Deeper upgrade for MiG-29s

Poland is considering a deeper upgrade of its MiG-29s, which would involve replacing the avionics and weapons system with Western equipment. "The MiG-29 is a rather good aircraft and it is not worse than Western aircraft," argues Dziok. "We are thinking about a deeper modernisation, but it is expensive." An air-to-ground radar upgrade is also under study in the longer term for the Su-22s.

The planned introduction of a new fighter is also forcing the air force to re-evaluate its training. In the longer term, it needs a new lead-in trainer. Under study are the Aero Vodochody L-159 and British Aerospace Hawk.

The immediate problem of obtaining experienced pilots for the new fighters will be overcome by transferring the MiG-21 and MiG-23 pilots to whichever type is selected. The new advanced trainer will eventually be required, however, to allow new-entry pilots to gain enough experience to fly the Western fighters.

New pilots undergo 350h of flight training during four years of aviation school before progressing to Su-22s or MiG-29s. This comprises 150h on the PZL-130 Turbo Orlik and 200h on the TS-11 Iskra jet trainer. Dziok does not expect the troubled, indigenously developed, M-93 Iryda jet trainer to figure in the air force's long term training plans.

More pressing is the need to acquire 12 medium transport aircraft, which the air force wants by 2003 to replace its Antonov An-26s. "There is money for these aircraft in the modernisation programme and I think that everything will go according to plan," says Dziok.

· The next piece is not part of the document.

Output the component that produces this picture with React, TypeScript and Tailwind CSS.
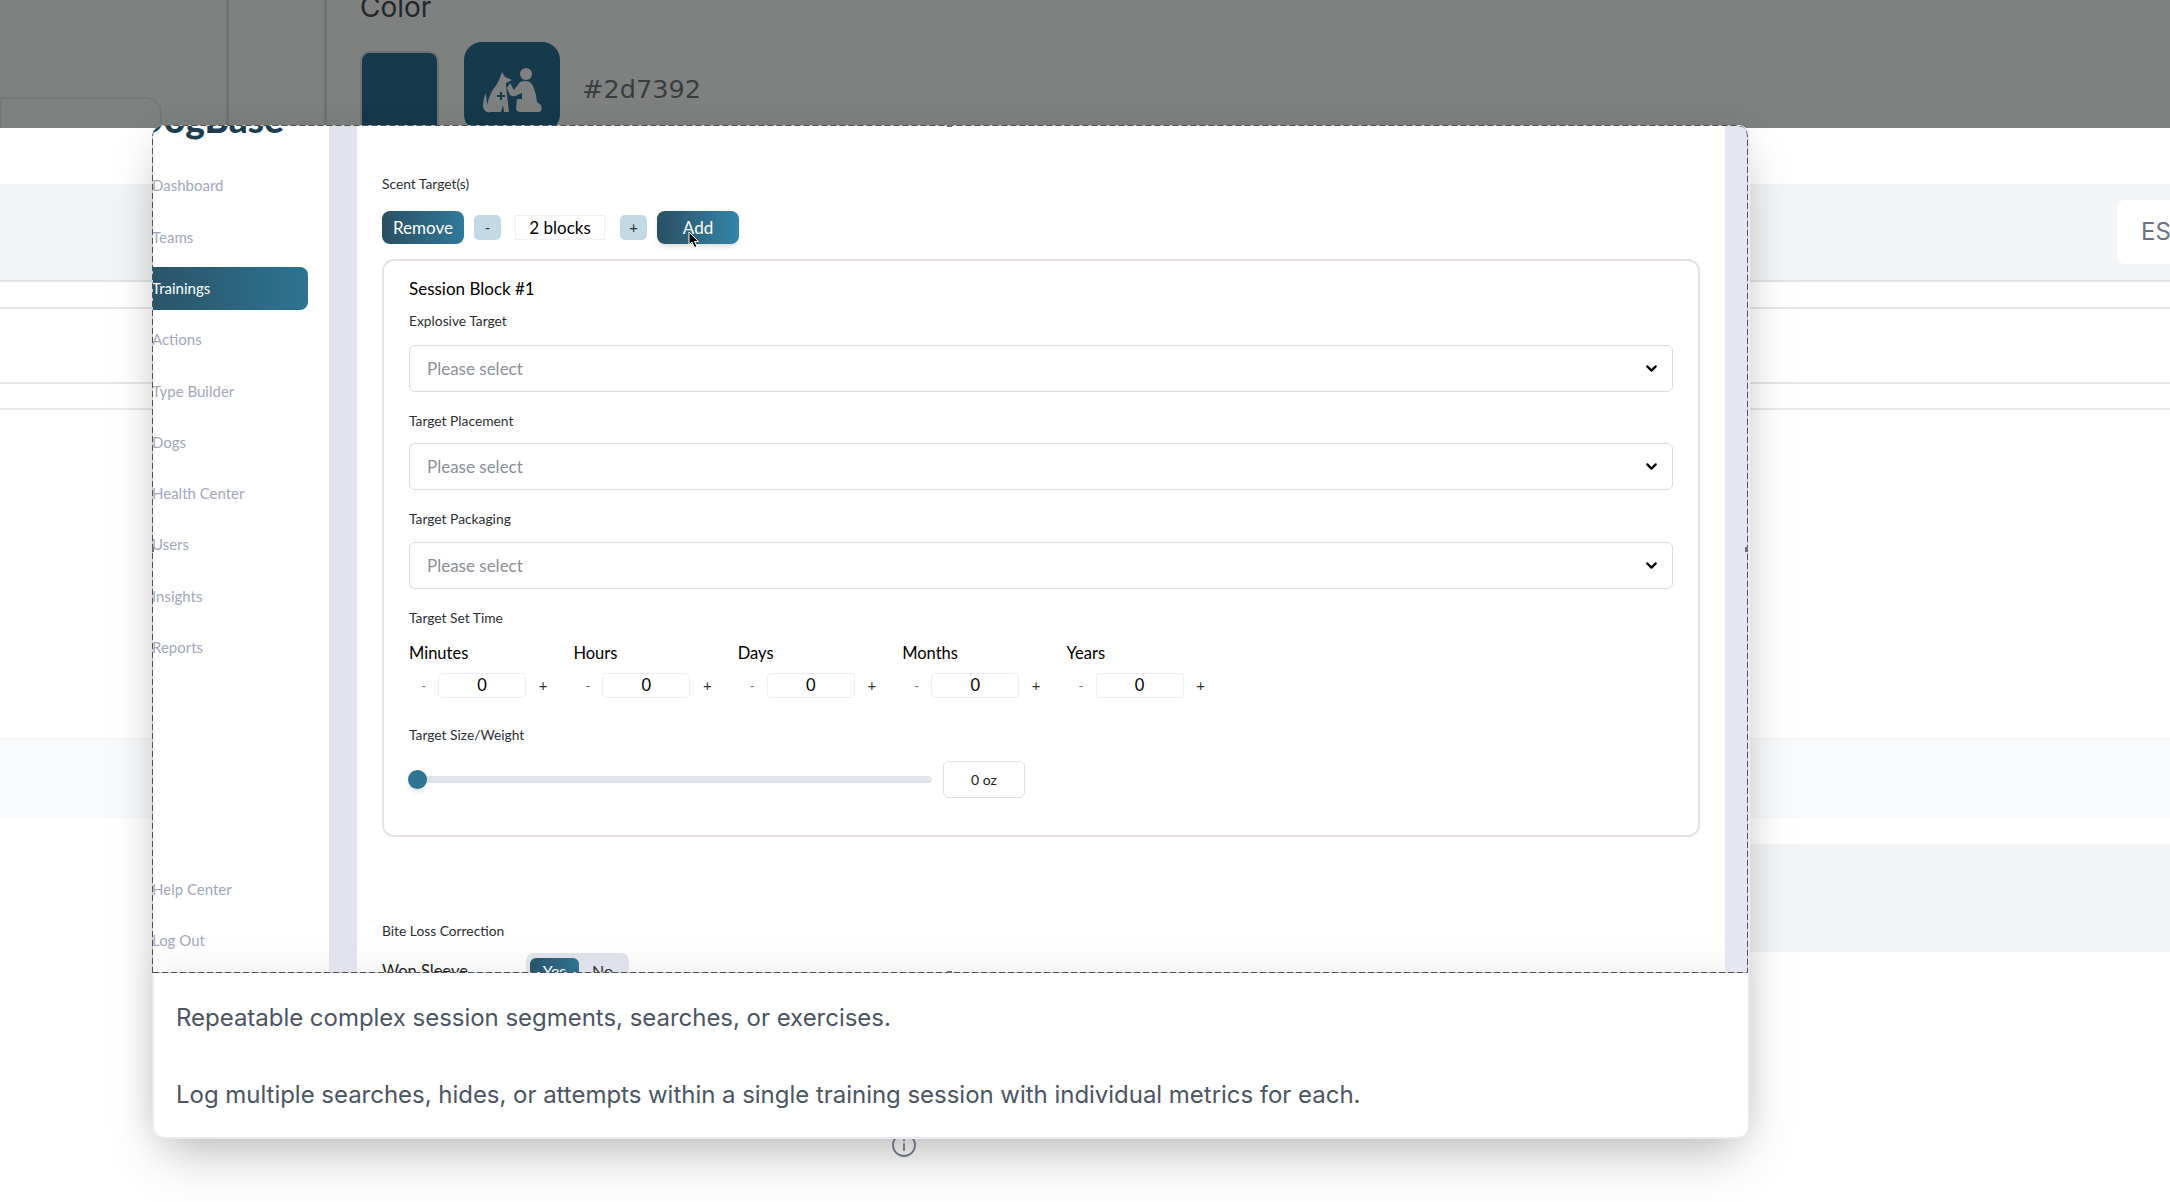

Under consideration are the Alenia G222, CASA CN-235 and possibly a mix of Lockheed Martin C-130Js and C-27Js, the latter type an upgraded version of the G222. VIP transport aircraft are also needed, and a purchase of four to six Bombardier Challenger, Dassault Falcon or Gulfstream business jets is being looked at. The air force's pair of VIP-configured Tupolev Tu-154s will be retained, according to Dziok, who denies reports that Airbus A319CJs or Boeing Business Jets could also be acquired.

"In my opinion, the final decision concerning the modernisation will be made very soon and will cover both [medium transport and VIP] types of aircraft," says Dziok.